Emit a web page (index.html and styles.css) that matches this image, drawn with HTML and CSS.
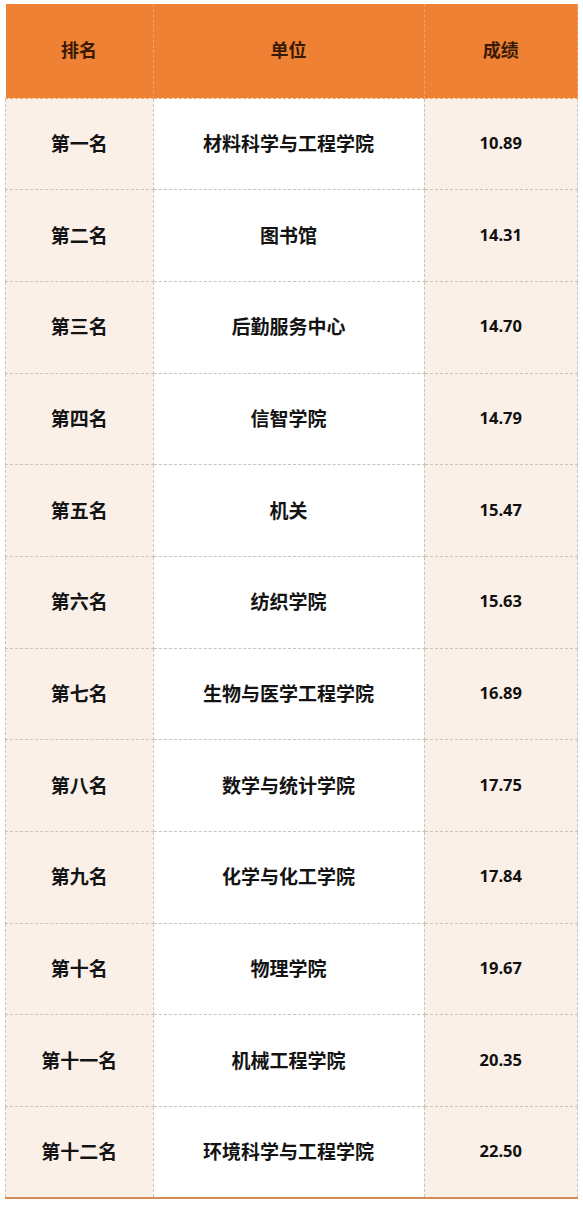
FILE: index.html
```html
<!DOCTYPE html>
<html lang="zh-CN">
<head>
    <meta charset="UTF-8">
    <meta name="viewport" content="width=device-width, initial-scale=1.0">
    <title>排名</title>
    <link rel="stylesheet" href="styles.css">
</head>
<body>
    <table class="rank-table">
        <thead>
            <tr>
                <th class="col-rank">排名</th>
                <th class="col-unit">单位</th>
                <th class="col-score">成绩</th>
            </tr>
        </thead>
        <tbody>
            <tr><td class="rank">第一名</td><td class="unit">材料科学与工程学院</td><td class="score">10.89</td></tr>
            <tr><td class="rank">第二名</td><td class="unit">图书馆</td><td class="score">14.31</td></tr>
            <tr><td class="rank">第三名</td><td class="unit">后勤服务中心</td><td class="score">14.70</td></tr>
            <tr><td class="rank">第四名</td><td class="unit">信智学院</td><td class="score">14.79</td></tr>
            <tr><td class="rank">第五名</td><td class="unit">机关</td><td class="score">15.47</td></tr>
            <tr><td class="rank">第六名</td><td class="unit">纺织学院</td><td class="score">15.63</td></tr>
            <tr><td class="rank">第七名</td><td class="unit">生物与医学工程学院</td><td class="score">16.89</td></tr>
            <tr><td class="rank">第八名</td><td class="unit">数学与统计学院</td><td class="score">17.75</td></tr>
            <tr><td class="rank">第九名</td><td class="unit">化学与化工学院</td><td class="score">17.84</td></tr>
            <tr><td class="rank">第十名</td><td class="unit">物理学院</td><td class="score">19.67</td></tr>
            <tr><td class="rank">第十一名</td><td class="unit">机械工程学院</td><td class="score">20.35</td></tr>
            <tr><td class="rank">第十二名</td><td class="unit">环境科学与工程学院</td><td class="score">22.50</td></tr>
        </tbody>
    </table>
</body>
</html>
```

FILE: styles.css
```css
body {
    margin: 0;
    padding: 4px 5px 0 5px;
    background: #fff;
    font-family: "Noto Sans CJK SC", "Noto Sans", sans-serif;
    color: #111;
}
.rank-table {
    width: 573px;
    border-collapse: collapse;
    table-layout: fixed;
}
.rank-table th,
.rank-table td {
    text-align: center;
    vertical-align: middle;
    padding: 0 0 3px 0;
    border: 1px dashed #c9c2bd;
}
.col-rank {
    width: 147px;
}
.col-unit {
    width: 270px;
}
.rank-table thead tr {
    height: 94px;
}
.rank-table th {
    background: #ee8133;
    color: #3a1a05;
    font-size: 18px;
    font-weight: bold;
    border-top: none;
    border-color: #f0a46c;
}
.rank-table th:first-child {
    border-left: none;
}
.rank-table tbody tr {
    height: 91.7px;
}
.rank-table td {
    font-size: 19px;
    font-weight: bold;
    color: #141414;
}
.rank,
.score {
    background: #fbf0e8;
}
.unit {
    background: #fff;
}
.rank-table td.score {
    font-family: "Open Sans", "Liberation Sans", sans-serif;
    font-size: 16.5px;
    font-weight: 700;
    color: #111;
}
.rank-table tbody tr:last-child td {
    border-bottom: 2px solid #d68c55;
}
```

==============================

## [Given task]
Tally the lines above that contain the word "index", and reply with only the number.

## [The solution]
2